## Data section
+===+

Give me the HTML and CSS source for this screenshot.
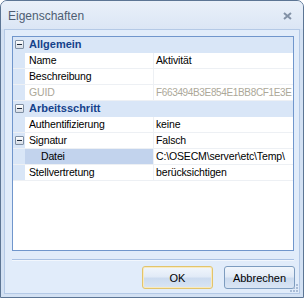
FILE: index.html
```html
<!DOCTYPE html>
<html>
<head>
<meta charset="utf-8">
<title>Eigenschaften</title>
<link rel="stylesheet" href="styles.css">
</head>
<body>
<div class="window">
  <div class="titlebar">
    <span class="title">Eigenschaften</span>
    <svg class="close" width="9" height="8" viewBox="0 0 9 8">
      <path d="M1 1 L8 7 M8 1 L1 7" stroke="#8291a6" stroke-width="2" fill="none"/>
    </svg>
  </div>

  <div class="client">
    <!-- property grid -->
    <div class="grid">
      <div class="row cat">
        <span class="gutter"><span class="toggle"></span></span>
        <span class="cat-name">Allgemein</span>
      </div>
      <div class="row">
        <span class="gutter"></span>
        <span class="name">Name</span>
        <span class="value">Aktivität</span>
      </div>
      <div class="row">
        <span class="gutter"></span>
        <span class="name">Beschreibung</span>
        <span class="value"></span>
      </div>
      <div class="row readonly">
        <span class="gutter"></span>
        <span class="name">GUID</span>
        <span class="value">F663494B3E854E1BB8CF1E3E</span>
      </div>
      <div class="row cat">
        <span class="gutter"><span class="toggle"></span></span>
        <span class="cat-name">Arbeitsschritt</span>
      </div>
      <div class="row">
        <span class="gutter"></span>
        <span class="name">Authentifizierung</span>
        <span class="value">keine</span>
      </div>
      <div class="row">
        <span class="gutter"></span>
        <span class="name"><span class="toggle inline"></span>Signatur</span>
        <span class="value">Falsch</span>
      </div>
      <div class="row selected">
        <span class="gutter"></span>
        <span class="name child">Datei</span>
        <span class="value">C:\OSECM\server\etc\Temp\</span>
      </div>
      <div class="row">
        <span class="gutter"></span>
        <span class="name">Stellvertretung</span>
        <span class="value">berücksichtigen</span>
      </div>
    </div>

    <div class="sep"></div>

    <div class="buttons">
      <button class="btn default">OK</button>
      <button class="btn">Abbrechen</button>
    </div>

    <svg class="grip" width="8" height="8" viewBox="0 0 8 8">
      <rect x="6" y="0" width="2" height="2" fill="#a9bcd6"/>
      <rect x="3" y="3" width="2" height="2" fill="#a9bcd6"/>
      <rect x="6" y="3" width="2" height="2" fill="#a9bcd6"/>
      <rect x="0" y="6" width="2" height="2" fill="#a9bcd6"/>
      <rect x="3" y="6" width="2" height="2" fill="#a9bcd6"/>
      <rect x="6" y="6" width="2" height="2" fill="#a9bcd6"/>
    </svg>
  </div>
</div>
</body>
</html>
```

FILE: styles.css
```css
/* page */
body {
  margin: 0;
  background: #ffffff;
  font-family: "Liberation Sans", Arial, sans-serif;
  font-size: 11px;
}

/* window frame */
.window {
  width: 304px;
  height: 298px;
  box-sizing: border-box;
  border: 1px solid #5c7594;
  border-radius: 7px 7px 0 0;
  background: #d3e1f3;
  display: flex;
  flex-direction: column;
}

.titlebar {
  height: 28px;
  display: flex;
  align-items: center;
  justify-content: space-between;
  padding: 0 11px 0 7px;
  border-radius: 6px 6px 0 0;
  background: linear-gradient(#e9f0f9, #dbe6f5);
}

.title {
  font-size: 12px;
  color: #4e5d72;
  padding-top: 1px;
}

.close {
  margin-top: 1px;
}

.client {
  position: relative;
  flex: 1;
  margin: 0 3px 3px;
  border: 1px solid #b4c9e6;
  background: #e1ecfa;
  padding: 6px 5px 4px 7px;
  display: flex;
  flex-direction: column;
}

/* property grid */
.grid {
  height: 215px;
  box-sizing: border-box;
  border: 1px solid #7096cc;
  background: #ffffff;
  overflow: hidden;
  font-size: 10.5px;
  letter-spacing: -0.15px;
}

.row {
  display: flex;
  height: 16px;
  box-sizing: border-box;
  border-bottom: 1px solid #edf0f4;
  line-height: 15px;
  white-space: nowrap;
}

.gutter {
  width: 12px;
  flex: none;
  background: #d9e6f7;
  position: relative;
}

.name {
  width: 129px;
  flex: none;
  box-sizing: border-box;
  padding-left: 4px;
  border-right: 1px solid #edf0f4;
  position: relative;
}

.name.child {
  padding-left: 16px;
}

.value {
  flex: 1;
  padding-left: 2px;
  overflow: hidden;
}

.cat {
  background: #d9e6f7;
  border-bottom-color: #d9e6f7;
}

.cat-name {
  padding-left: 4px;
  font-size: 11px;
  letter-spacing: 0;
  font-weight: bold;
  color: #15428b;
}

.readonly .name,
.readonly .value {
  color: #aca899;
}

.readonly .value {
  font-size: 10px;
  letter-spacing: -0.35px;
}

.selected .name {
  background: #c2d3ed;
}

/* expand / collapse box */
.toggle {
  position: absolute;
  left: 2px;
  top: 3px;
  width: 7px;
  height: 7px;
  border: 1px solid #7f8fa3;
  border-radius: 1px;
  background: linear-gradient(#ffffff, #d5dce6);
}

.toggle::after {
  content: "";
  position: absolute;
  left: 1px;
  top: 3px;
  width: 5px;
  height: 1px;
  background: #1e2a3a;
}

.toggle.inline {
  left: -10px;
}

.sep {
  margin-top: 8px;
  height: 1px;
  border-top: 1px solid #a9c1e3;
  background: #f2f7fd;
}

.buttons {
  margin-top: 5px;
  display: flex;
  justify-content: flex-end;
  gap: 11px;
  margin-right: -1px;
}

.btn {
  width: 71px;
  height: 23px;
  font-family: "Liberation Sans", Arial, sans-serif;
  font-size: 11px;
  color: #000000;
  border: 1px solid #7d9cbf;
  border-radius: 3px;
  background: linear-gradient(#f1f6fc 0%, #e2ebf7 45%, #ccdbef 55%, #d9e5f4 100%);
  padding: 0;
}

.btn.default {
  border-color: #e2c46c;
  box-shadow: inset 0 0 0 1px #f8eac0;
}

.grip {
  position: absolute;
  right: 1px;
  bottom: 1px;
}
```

+===+

## Goal
Quote the listing above in full, except for the pictures.

## Reply
Give me the HTML and CSS source for this screenshot.
FILE: index.html
```html
<!DOCTYPE html>
<html>
<head>
<meta charset="utf-8">
<title>Eigenschaften</title>
<link rel="stylesheet" href="styles.css">
</head>
<body>
<div class="window">
  <div class="titlebar">
    <span class="title">Eigenschaften</span>
    <svg class="close" width="9" height="8" viewBox="0 0 9 8">
      <path d="M1 1 L8 7 M8 1 L1 7" stroke="#8291a6" stroke-width="2" fill="none"/>
    </svg>
  </div>

  <div class="client">
    <!-- property grid -->
    <div class="grid">
      <div class="row cat">
        <span class="gutter"><span class="toggle"></span></span>
        <span class="cat-name">Allgemein</span>
      </div>
      <div class="row">
        <span class="gutter"></span>
        <span class="name">Name</span>
        <span class="value">Aktivität</span>
      </div>
      <div class="row">
        <span class="gutter"></span>
        <span class="name">Beschreibung</span>
        <span class="value"></span>
      </div>
      <div class="row readonly">
        <span class="gutter"></span>
        <span class="name">GUID</span>
        <span class="value">F663494B3E854E1BB8CF1E3E</span>
      </div>
      <div class="row cat">
        <span class="gutter"><span class="toggle"></span></span>
        <span class="cat-name">Arbeitsschritt</span>
      </div>
      <div class="row">
        <span class="gutter"></span>
        <span class="name">Authentifizierung</span>
        <span class="value">keine</span>
      </div>
      <div class="row">
        <span class="gutter"></span>
        <span class="name"><span class="toggle inline"></span>Signatur</span>
        <span class="value">Falsch</span>
      </div>
      <div class="row selected">
        <span class="gutter"></span>
        <span class="name child">Datei</span>
        <span class="value">C:\OSECM\server\etc\Temp\</span>
      </div>
      <div class="row">
        <span class="gutter"></span>
        <span class="name">Stellvertretung</span>
        <span class="value">berücksichtigen</span>
      </div>
    </div>

    <div class="sep"></div>

    <div class="buttons">
      <button class="btn default">OK</button>
      <button class="btn">Abbrechen</button>
    </div>

    <svg class="grip" width="8" height="8" viewBox="0 0 8 8">
      <rect x="6" y="0" width="2" height="2" fill="#a9bcd6"/>
      <rect x="3" y="3" width="2" height="2" fill="#a9bcd6"/>
      <rect x="6" y="3" width="2" height="2" fill="#a9bcd6"/>
      <rect x="0" y="6" width="2" height="2" fill="#a9bcd6"/>
      <rect x="3" y="6" width="2" height="2" fill="#a9bcd6"/>
      <rect x="6" y="6" width="2" height="2" fill="#a9bcd6"/>
    </svg>
  </div>
</div>
</body>
</html>
```

FILE: styles.css
```css
/* page */
body {
  margin: 0;
  background: #ffffff;
  font-family: "Liberation Sans", Arial, sans-serif;
  font-size: 11px;
}

/* window frame */
.window {
  width: 304px;
  height: 298px;
  box-sizing: border-box;
  border: 1px solid #5c7594;
  border-radius: 7px 7px 0 0;
  background: #d3e1f3;
  display: flex;
  flex-direction: column;
}

.titlebar {
  height: 28px;
  display: flex;
  align-items: center;
  justify-content: space-between;
  padding: 0 11px 0 7px;
  border-radius: 6px 6px 0 0;
  background: linear-gradient(#e9f0f9, #dbe6f5);
}

.title {
  font-size: 12px;
  color: #4e5d72;
  padding-top: 1px;
}

.close {
  margin-top: 1px;
}

.client {
  position: relative;
  flex: 1;
  margin: 0 3px 3px;
  border: 1px solid #b4c9e6;
  background: #e1ecfa;
  padding: 6px 5px 4px 7px;
  display: flex;
  flex-direction: column;
}

/* property grid */
.grid {
  height: 215px;
  box-sizing: border-box;
  border: 1px solid #7096cc;
  background: #ffffff;
  overflow: hidden;
  font-size: 10.5px;
  letter-spacing: -0.15px;
}

.row {
  display: flex;
  height: 16px;
  box-sizing: border-box;
  border-bottom: 1px solid #edf0f4;
  line-height: 15px;
  white-space: nowrap;
}

.gutter {
  width: 12px;
  flex: none;
  background: #d9e6f7;
  position: relative;
}

.name {
  width: 129px;
  flex: none;
  box-sizing: border-box;
  padding-left: 4px;
  border-right: 1px solid #edf0f4;
  position: relative;
}

.name.child {
  padding-left: 16px;
}

.value {
  flex: 1;
  padding-left: 2px;
  overflow: hidden;
}

.cat {
  background: #d9e6f7;
  border-bottom-color: #d9e6f7;
}

.cat-name {
  padding-left: 4px;
  font-size: 11px;
  letter-spacing: 0;
  font-weight: bold;
  color: #15428b;
}

.readonly .name,
.readonly .value {
  color: #aca899;
}

.readonly .value {
  font-size: 10px;
  letter-spacing: -0.35px;
}

.selected .name {
  background: #c2d3ed;
}

/* expand / collapse box */
.toggle {
  position: absolute;
  left: 2px;
  top: 3px;
  width: 7px;
  height: 7px;
  border: 1px solid #7f8fa3;
  border-radius: 1px;
  background: linear-gradient(#ffffff, #d5dce6);
}

.toggle::after {
  content: "";
  position: absolute;
  left: 1px;
  top: 3px;
  width: 5px;
  height: 1px;
  background: #1e2a3a;
}

.toggle.inline {
  left: -10px;
}

.sep {
  margin-top: 8px;
  height: 1px;
  border-top: 1px solid #a9c1e3;
  background: #f2f7fd;
}

.buttons {
  margin-top: 5px;
  display: flex;
  justify-content: flex-end;
  gap: 11px;
  margin-right: -1px;
}

.btn {
  width: 71px;
  height: 23px;
  font-family: "Liberation Sans", Arial, sans-serif;
  font-size: 11px;
  color: #000000;
  border: 1px solid #7d9cbf;
  border-radius: 3px;
  background: linear-gradient(#f1f6fc 0%, #e2ebf7 45%, #ccdbef 55%, #d9e5f4 100%);
  padding: 0;
}

.btn.default {
  border-color: #e2c46c;
  box-shadow: inset 0 0 0 1px #f8eac0;
}

.grip {
  position: absolute;
  right: 1px;
  bottom: 1px;
}
```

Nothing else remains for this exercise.